* BEGIN Information provided *
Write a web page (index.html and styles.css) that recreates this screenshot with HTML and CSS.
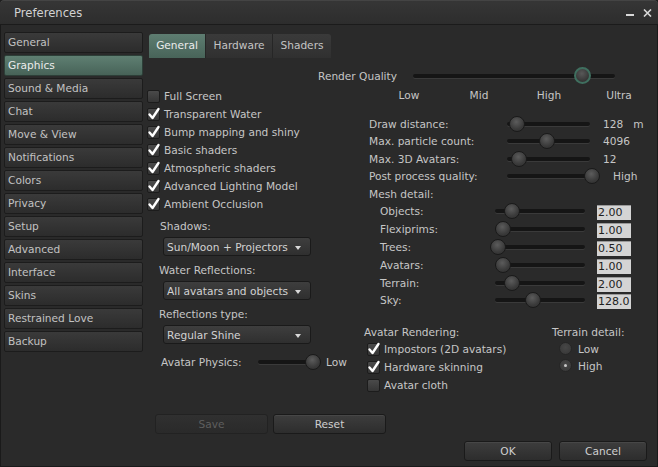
FILE: index.html
```html
<!DOCTYPE html>
<html>
<head>
<meta charset="utf-8">
<link rel="stylesheet" href="styles.css">
</head>
<body>
<div class="window">
  <div class="titlebar">
    <span class="title">Preferences</span>
    <div class="controls">
      <svg class="ctl-min" width="8" height="3" viewBox="0 0 8 3"><rect x="0" y="0" width="8" height="2" fill="#d8d8d8"/></svg>
      <svg class="ctl-close" width="9" height="8" viewBox="0 0 9 8"><path d="M1 0.5 L8 7.5 M8 0.5 L1 7.5" stroke="#d8d8d8" stroke-width="1.6"/></svg>
    </div>
  </div>
  <div class="body">
    <nav class="sidebar">
      <div class="navitem">General</div>
      <div class="navitem active">Graphics</div>
      <div class="navitem">Sound &amp; Media</div>
      <div class="navitem">Chat</div>
      <div class="navitem">Move &amp; View</div>
      <div class="navitem">Notifications</div>
      <div class="navitem">Colors</div>
      <div class="navitem">Privacy</div>
      <div class="navitem">Setup</div>
      <div class="navitem">Advanced</div>
      <div class="navitem">Interface</div>
      <div class="navitem">Skins</div>
      <div class="navitem">Restrained Love</div>
      <div class="navitem">Backup</div>
    </nav>
    <main class="main">
      <div class="tabs">
        <div class="tab active t-general">General</div>
        <div class="tab t-hardware">Hardware</div>
        <div class="tab t-shaders">Shaders</div>
      </div>
      <div class="grid">
        <div class="left">
          <div class="checks">
            <label class="check"><span class="box"></span>Full Screen</label>
            <label class="check"><span class="box on"><svg width="14" height="14" viewBox="0 0 14 14"><path d="M2.5 7.5 L5.5 11 L11.5 2" fill="none" stroke="#fff" stroke-width="2.4" stroke-linecap="round" stroke-linejoin="round"/></svg></span>Transparent Water</label>
            <label class="check"><span class="box on"><svg width="14" height="14" viewBox="0 0 14 14"><path d="M2.5 7.5 L5.5 11 L11.5 2" fill="none" stroke="#fff" stroke-width="2.4" stroke-linecap="round" stroke-linejoin="round"/></svg></span>Bump mapping and shiny</label>
            <label class="check"><span class="box on"><svg width="14" height="14" viewBox="0 0 14 14"><path d="M2.5 7.5 L5.5 11 L11.5 2" fill="none" stroke="#fff" stroke-width="2.4" stroke-linecap="round" stroke-linejoin="round"/></svg></span>Basic shaders</label>
            <label class="check"><span class="box on"><svg width="14" height="14" viewBox="0 0 14 14"><path d="M2.5 7.5 L5.5 11 L11.5 2" fill="none" stroke="#fff" stroke-width="2.4" stroke-linecap="round" stroke-linejoin="round"/></svg></span>Atmospheric shaders</label>
            <label class="check"><span class="box on"><svg width="14" height="14" viewBox="0 0 14 14"><path d="M2.5 7.5 L5.5 11 L11.5 2" fill="none" stroke="#fff" stroke-width="2.4" stroke-linecap="round" stroke-linejoin="round"/></svg></span>Advanced Lighting Model</label>
            <label class="check"><span class="box on"><svg width="14" height="14" viewBox="0 0 14 14"><path d="M2.5 7.5 L5.5 11 L11.5 2" fill="none" stroke="#fff" stroke-width="2.4" stroke-linecap="round" stroke-linejoin="round"/></svg></span>Ambient Occlusion</label>
          </div>
          <div class="field-label first">Shadows:</div>
          <div class="dropdown"><span>Sun/Moon + Projectors</span><span class="arrow"></span></div>
          <div class="field-label">Water Reflections:</div>
          <div class="dropdown"><span>All avatars and objects</span><span class="arrow"></span></div>
          <div class="field-label">Reflections type:</div>
          <div class="dropdown"><span>Regular Shine</span><span class="arrow"></span></div>
          <div class="physics">
            <span class="physics-label">Avatar Physics:</span>
            <div class="track physics-track"><span class="knob" style="left:47px"></span></div>
            <span class="physics-value">Low</span>
          </div>
        </div>

        <div class="quality">
          <div class="quality-row">
            <span class="quality-label">Render Quality</span>
            <div class="track quality-track"><span class="knob ring" style="left:161px"></span></div>
          </div>
          <div class="quality-ticks">
            <span>Low</span><span>Mid</span><span>High</span><span>Ultra</span>
          </div>
        </div>

        <div class="right">
          <div class="srow">
            <span class="slabel">Draw distance:</span>
            <div class="track strack"><span class="knob" style="left:2px"></span></div>
            <span class="sval">128&nbsp;&nbsp;&nbsp;m</span>
          </div>
          <div class="srow">
            <span class="slabel">Max. particle count:</span>
            <div class="track strack"><span class="knob" style="left:32px"></span></div>
            <span class="sval">4096</span>
          </div>
          <div class="srow">
            <span class="slabel">Max. 3D Avatars:</span>
            <div class="track strack"><span class="knob" style="left:4px"></span></div>
            <span class="sval">12</span>
          </div>
          <div class="srow">
            <span class="slabel">Post process quality:</span>
            <div class="track strack"><span class="knob" style="left:77px"></span></div>
            <span class="sval wide">High</span>
          </div>
          <div class="srow"><span class="slabel">Mesh detail:</span></div>
          <div class="mesh">
            <div class="mrow"><span class="mlabel">Objects:</span><div class="track mtrack"><span class="knob" style="left:9px"></span></div><span class="mval">2.00</span></div>
            <div class="mrow"><span class="mlabel">Flexiprims:</span><div class="track mtrack"><span class="knob" style="left:0px"></span></div><span class="mval">1.00</span></div>
            <div class="mrow"><span class="mlabel">Trees:</span><div class="track mtrack"><span class="knob" style="left:-5px"></span></div><span class="mval">0.50</span></div>
            <div class="mrow"><span class="mlabel">Avatars:</span><div class="track mtrack"><span class="knob" style="left:0px"></span></div><span class="mval">1.00</span></div>
            <div class="mrow"><span class="mlabel">Terrain:</span><div class="track mtrack"><span class="knob" style="left:9px"></span></div><span class="mval">2.00</span></div>
            <div class="mrow"><span class="mlabel">Sky:</span><div class="track mtrack"><span class="knob" style="left:30px"></span></div><span class="mval">128.0</span></div>
          </div>
          <div class="bottom">
            <div class="avrender">
              <div class="group-label">Avatar Rendering:</div>
              <label class="check"><span class="box on"><svg width="14" height="14" viewBox="0 0 14 14"><path d="M2.5 7.5 L5.5 11 L11.5 2" fill="none" stroke="#fff" stroke-width="2.4" stroke-linecap="round" stroke-linejoin="round"/></svg></span>Impostors (2D avatars)</label>
              <label class="check"><span class="box on"><svg width="14" height="14" viewBox="0 0 14 14"><path d="M2.5 7.5 L5.5 11 L11.5 2" fill="none" stroke="#fff" stroke-width="2.4" stroke-linecap="round" stroke-linejoin="round"/></svg></span>Hardware skinning</label>
              <label class="check"><span class="box"></span>Avatar cloth</label>
            </div>
            <div class="terrain">
              <div class="group-label">Terrain detail:</div>
              <label class="radio"><span class="dot"></span>Low</label>
              <label class="radio"><span class="dot on"></span>High</label>
            </div>
          </div>
        </div>
      </div>
      <div class="actions">
        <button class="btn disabled">Save</button>
        <button class="btn">Reset</button>
      </div>
    </main>
  </div>
  <div class="footer">
    <button class="btn footbtn">OK</button>
    <button class="btn footbtn">Cancel</button>
  </div>
</div>
</body>
</html>
```

FILE: styles.css
```css
* { box-sizing: border-box; }
html, body { margin: 0; padding: 0; background: #1e1e1e; }
body {
  font-family: "DejaVu Sans", "Liberation Sans", sans-serif;
  font-size: 10.6px;
  color: #c6c6c6;
}
.window {
  width: 658px;
  height: 467px;
  background: #2a2a2a;
  display: flex;
  flex-direction: column;
  border-radius: 4px 4px 0 0;
  box-shadow: inset 0 0 0 1px #1a1a1a;
  overflow: hidden;
}
.titlebar {
  height: 25px;
  flex: none;
  display: flex;
  align-items: center;
  justify-content: space-between;
  padding: 0 6px 0 14px;
  background: linear-gradient(#363636, #2d2d2d);
  border-bottom: 1px solid #1b1b1b;
  box-shadow: inset 0 1px 0 #444;
  border-radius: 4px 4px 0 0;
}
.title { font-size: 11.6px; color: #d2d2d2; padding-top: 1px; }
.controls { display: flex; align-items: flex-start; gap: 9px; height: 100%; }
.ctl-min { margin-top: 14px; }
.ctl-close { margin-top: 9px; }

.body {
  flex: 1;
  min-height: 0;
  display: flex;
  gap: 4px;
  padding: 7px 0 0 4px;
}
.sidebar { width: 139px; flex: none; display: flex; flex-direction: column; gap: 2px; }
.navitem {
  height: 21px;
  line-height: 19px;
  padding-left: 3px;
  border: 1px solid #1c1c1c;
  border-radius: 2px;
  background: linear-gradient(#3a3a3a, #2c2c2c);
  color: #c2c2c2;
  white-space: nowrap;
}
.navitem.active {
  background: linear-gradient(#5f7f72, #476358);
  border-color: #2d3f38;
  color: #ececec;
}

.main {
  flex: 1;
  display: flex;
  flex-direction: column;
  padding-bottom: 7px;
}
.tabs { display: flex; margin-left: 2px; margin-top: 2px; height: 24px; }
.tab {
  height: 24px;
  line-height: 23px;
  text-align: center;
  background: linear-gradient(#3a3a3a, #303030);
  border-right: 1px solid #262626;
  color: #c4c4c4;
}
.tab.active { background: linear-gradient(#5e7d71, #486459); color: #ececec; border-radius: 3px 0 0 0; }
.t-general { width: 57px; }
.t-hardware { width: 67px; }
.t-shaders { width: 58px; border-right: none; border-radius: 0 3px 0 0; }

.grid {
  margin-top: 10px;
  display: grid;
  grid-template-columns: 171px 44px 1fr;
  grid-template-rows: 34px auto;
}
.left { grid-column: 1 / 3; grid-row: 1 / 3; padding-top: 19px; display: flex; flex-direction: column; }
.quality { grid-column: 2 / 4; grid-row: 1; }
.right { grid-column: 3; grid-row: 2; padding-top: 13px; }

.check { display: flex; align-items: center; height: 18px; gap: 4px; white-space: nowrap; }
.box {
  position: relative;
  width: 13px; height: 13px;
  flex: none;
  border: 1px solid #1c1c1c;
  border-radius: 2px;
  background: linear-gradient(#4a4a4a, #353535);
}
.box svg { position: absolute; left: -1px; top: -2px; overflow: visible; }

.field-label { height: 14px; line-height: 14px; margin-top: 7px; padding-left: 12px; }
.field-label.first { margin-top: 6px; padding-left: 13px; }
.dropdown {
  margin-top: 4px;
  margin-left: 16px;
  width: 148px;
  height: 19px;
  display: flex;
  align-items: center;
  justify-content: space-between;
  padding: 0 9px 0 3px;
  border: 1px solid #1a1a1a;
  border-radius: 3px;
  background: linear-gradient(#3e3e3e, #2f2f2f);
  color: #d2d2d2;
  white-space: nowrap;
}
.arrow {
  width: 0; height: 0;
  border-left: 3.5px solid transparent;
  border-right: 3.5px solid transparent;
  border-top: 4px solid #d8d8d8;
  margin-top: 2px;
}
.physics { display: flex; align-items: center; height: 16px; margin-top: 10px; padding-left: 14px; }
.physics-label { width: 97px; flex: none; }
.physics-value { margin-left: 8px; }

.track { position: relative; height: 16px; flex: none; }
.track::before {
  content: "";
  position: absolute;
  left: 0; right: 0; top: 6px;
  height: 4px;
  border-radius: 2px;
  background: #151515;
  box-shadow: 0 1px 0 #3a3a3a;
}
.knob {
  position: absolute;
  top: 0;
  width: 16px; height: 16px;
  border-radius: 50%;
  border: 1px solid #1a1a1a;
  background: radial-gradient(circle at 45% 35%, #5c5c5c, #3a3a3a 60%, #2c2c2c);
}
.knob.ring { border: 2px solid #3f6f5f; background: radial-gradient(circle at 45% 35%, #585858, #383838 65%, #2c2c2c); width: 17px; height: 17px; top: -1px; }
.physics-track { width: 60px; }

.quality-row { display: flex; align-items: center; height: 16px; }
.quality-label { width: 95px; flex: none; white-space: nowrap; }
.quality-track { width: 202px; }
.quality-ticks { display: flex; margin-top: 4px; padding-left: 56px; height: 14px; line-height: 14px; }
.quality-ticks span { width: 70px; text-align: center; }

.srow { display: flex; align-items: center; height: 17.5px; padding-left: 7px; white-space: nowrap; }
.slabel { width: 138px; flex: none; }
.strack { width: 83px; }
.sval { margin-left: 13px; }
.sval.wide { margin-left: 23px; }

.mesh { display: flex; flex-direction: column; }
.mrow { display: flex; align-items: center; height: 17.8px; padding-left: 18px; white-space: nowrap; }
.mlabel { width: 115px; flex: none; }
.mtrack { width: 90px; }
.mval {
  margin-left: 12px;
  width: 34px;
  height: 15px;
  line-height: 14px;
  margin-top: 3px;
  padding-left: 1px;
  background: #d4d4d4;
  color: #1e1e1e;
  border-top: 1px solid #999;
  font-size: 11px;
}

.bottom { display: flex; margin-top: 15px; padding-left: 2px; }
.avrender { width: 188px; flex: none; }
.avrender .check { padding-left: 3px; }
.group-label { height: 16px; line-height: 16px; white-space: nowrap; }
.radio { display: flex; align-items: center; height: 17px; gap: 6px; padding-left: 7px; }
.dot {
  width: 13px; height: 13px;
  border-radius: 50%;
  background: radial-gradient(circle at 50% 40%, #474747, #363636);
  border: 1px solid #262626;
  display: flex; align-items: center; justify-content: center;
}
.dot.on::after { content: ""; width: 3px; height: 3px; border-radius: 50%; background: #c8c8c8; }

.actions { margin-top: auto; display: flex; gap: 5px; padding-left: 8px; }
.btn {
  font-family: "DejaVu Sans", "Liberation Sans", sans-serif;
  font-size: 10.6px;
  width: 113px;
  height: 20px;
  padding: 0;
  border: 1px solid #1a1a1a;
  border-radius: 3px;
  background: linear-gradient(#3d3d3d, #2d2d2d);
  color: #cfcfcf;
  box-shadow: inset 0 1px 0 #474747;
}
.btn.disabled { color: #5e5e5e; background: linear-gradient(#303030, #2a2a2a); box-shadow: none; border-color: #222; }
.footer { flex: none; display: flex; justify-content: flex-end; gap: 7px; padding: 0 11px 6px 0; }
.footbtn { width: 88px; }
```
* END Information provided *
* [What to produce]: Only a number is wanted: how many lines above include "index"?

* [Exercise answer]: 2